— start DATASET EXTRACT —

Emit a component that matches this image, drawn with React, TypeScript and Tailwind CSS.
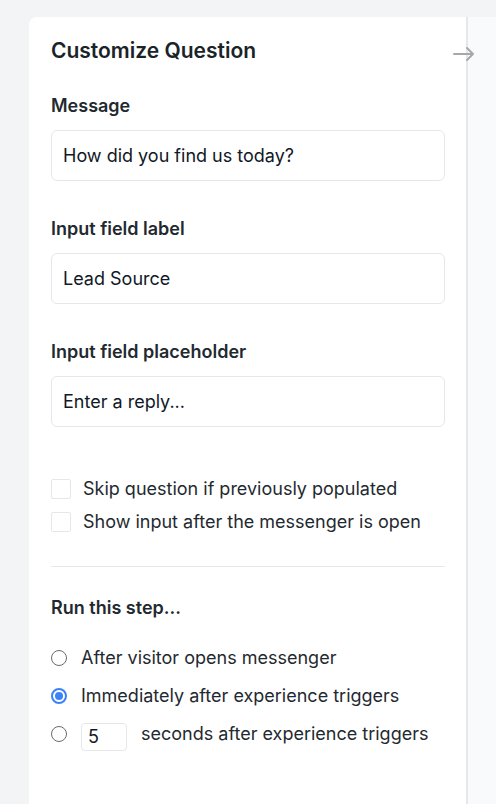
import React from "react";

function Radio({ checked }: { checked?: boolean }) {
  return checked ? (
    <span className="mt-[4px] flex h-[16px] w-[16px] shrink-0 items-center justify-center rounded-full border-2 border-[#3b82f6] bg-white">
      <span className="h-[8px] w-[8px] rounded-full bg-[#3b82f6]" />
    </span>
  ) : (
    <span className="mt-[4px] h-[16px] w-[16px] shrink-0 rounded-full border border-[#6b6b6b] bg-white" />
  );
}

function Field({ label, value, first }: { label: string; value: string; first?: boolean }) {
  return (
    <div className={first ? "mt-[29px]" : "mt-9"}>
      <div className="text-[18px] font-semibold leading-[24px] text-[#1f2a30]">{label}</div>
      <div className="mt-3 flex h-[51px] items-center rounded-md border border-[#e5e7eb] bg-white px-[11px] text-[18px] text-[#111827]">
        {value}
      </div>
    </div>
  );
}

function Check({ label }: { label: string }) {
  return (
    <div className="flex items-center gap-3">
      <span className="h-[20px] w-[20px] shrink-0 rounded-[2px] border border-[#e5e7eb] bg-white" />
      <span className="text-[18px] leading-[24px] text-[#1f2a30]">{label}</span>
    </div>
  );
}

export default function App() {
  return (
    <div className="flex h-[804px] overflow-hidden bg-[#f3f4f6] pl-[29px] pt-[17px] font-['Inter',sans-serif]">
      <div className="relative flex flex-1">
        <div className="w-[437px] shrink-0 rounded-tl-lg bg-white pl-[22px] pr-[21px] pt-[20px]">
          <div className="text-[21px] font-semibold leading-[28px] text-[#1a2328]">Customize Question</div>
          <Field first label="Message" value="How did you find us today?" />
          <Field label="Input field label" value="Lead Source" />
          <Field label="Input field placeholder" value="Enter a reply..." />

          <div className="mt-[50px] flex flex-col gap-[9px]">
            <Check label="Skip question if previously populated" />
            <Check label="Show input after the messenger is open" />
          </div>

          <div className="mt-[32px] h-px bg-[#e5e7eb]" />

          <div className="mt-[29px] text-[18px] font-semibold leading-[24px] text-[#1f2a30]">Run this step...</div>

          <div className="mt-[26px] flex flex-col gap-[14px] text-[18px] leading-[24px] text-[#1f2a30]">
            <div className="flex items-start gap-[14px]">
              <Radio />
              <span>After visitor opens messenger</span>
            </div>
            <div className="flex items-start gap-[14px]">
              <Radio checked />
              <span>Immediately after experience triggers</span>
            </div>
            <div className="flex items-start gap-[14px]">
              <Radio />
              <span className="mt-[1px] flex h-[28px] w-[46px] items-center rounded-[4px] border border-[#e5e7eb] px-[6px] text-[#111827]">5</span>
              <span>seconds after experience triggers</span>
            </div>
          </div>
        </div>
        <div className="flex-1 border-l-2 border-[#e5e7eb] bg-[#f9fafb]" />
        <svg
          className="absolute left-[423px] top-[29px]"
          width="24"
          height="16"
          viewBox="0 0 24 16"
          fill="none"
          stroke="#a3a9ad"
          strokeWidth="2"
          strokeLinecap="round"
          strokeLinejoin="round"
        >
          <path d="M2 8h19M15 2l6 6-6 6" />
        </svg>
      </div>
    </div>
  );
}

— end DATASET EXTRACT —

The data above needs to be retyped exactly, with the images left out.

Emit a component that matches this image, drawn with React, TypeScript and Tailwind CSS.
import React from "react";

function Radio({ checked }: { checked?: boolean }) {
  return checked ? (
    <span className="mt-[4px] flex h-[16px] w-[16px] shrink-0 items-center justify-center rounded-full border-2 border-[#3b82f6] bg-white">
      <span className="h-[8px] w-[8px] rounded-full bg-[#3b82f6]" />
    </span>
  ) : (
    <span className="mt-[4px] h-[16px] w-[16px] shrink-0 rounded-full border border-[#6b6b6b] bg-white" />
  );
}

function Field({ label, value, first }: { label: string; value: string; first?: boolean }) {
  return (
    <div className={first ? "mt-[29px]" : "mt-9"}>
      <div className="text-[18px] font-semibold leading-[24px] text-[#1f2a30]">{label}</div>
      <div className="mt-3 flex h-[51px] items-center rounded-md border border-[#e5e7eb] bg-white px-[11px] text-[18px] text-[#111827]">
        {value}
      </div>
    </div>
  );
}

function Check({ label }: { label: string }) {
  return (
    <div className="flex items-center gap-3">
      <span className="h-[20px] w-[20px] shrink-0 rounded-[2px] border border-[#e5e7eb] bg-white" />
      <span className="text-[18px] leading-[24px] text-[#1f2a30]">{label}</span>
    </div>
  );
}

export default function App() {
  return (
    <div className="flex h-[804px] overflow-hidden bg-[#f3f4f6] pl-[29px] pt-[17px] font-['Inter',sans-serif]">
      <div className="relative flex flex-1">
        <div className="w-[437px] shrink-0 rounded-tl-lg bg-white pl-[22px] pr-[21px] pt-[20px]">
          <div className="text-[21px] font-semibold leading-[28px] text-[#1a2328]">Customize Question</div>
          <Field first label="Message" value="How did you find us today?" />
          <Field label="Input field label" value="Lead Source" />
          <Field label="Input field placeholder" value="Enter a reply..." />

          <div className="mt-[50px] flex flex-col gap-[9px]">
            <Check label="Skip question if previously populated" />
            <Check label="Show input after the messenger is open" />
          </div>

          <div className="mt-[32px] h-px bg-[#e5e7eb]" />

          <div className="mt-[29px] text-[18px] font-semibold leading-[24px] text-[#1f2a30]">Run this step...</div>

          <div className="mt-[26px] flex flex-col gap-[14px] text-[18px] leading-[24px] text-[#1f2a30]">
            <div className="flex items-start gap-[14px]">
              <Radio />
              <span>After visitor opens messenger</span>
            </div>
            <div className="flex items-start gap-[14px]">
              <Radio checked />
              <span>Immediately after experience triggers</span>
            </div>
            <div className="flex items-start gap-[14px]">
              <Radio />
              <span className="mt-[1px] flex h-[28px] w-[46px] items-center rounded-[4px] border border-[#e5e7eb] px-[6px] text-[#111827]">5</span>
              <span>seconds after experience triggers</span>
            </div>
          </div>
        </div>
        <div className="flex-1 border-l-2 border-[#e5e7eb] bg-[#f9fafb]" />
        <svg
          className="absolute left-[423px] top-[29px]"
          width="24"
          height="16"
          viewBox="0 0 24 16"
          fill="none"
          stroke="#a3a9ad"
          strokeWidth="2"
          strokeLinecap="round"
          strokeLinejoin="round"
        >
          <path d="M2 8h19M15 2l6 6-6 6" />
        </svg>
      </div>
    </div>
  );
}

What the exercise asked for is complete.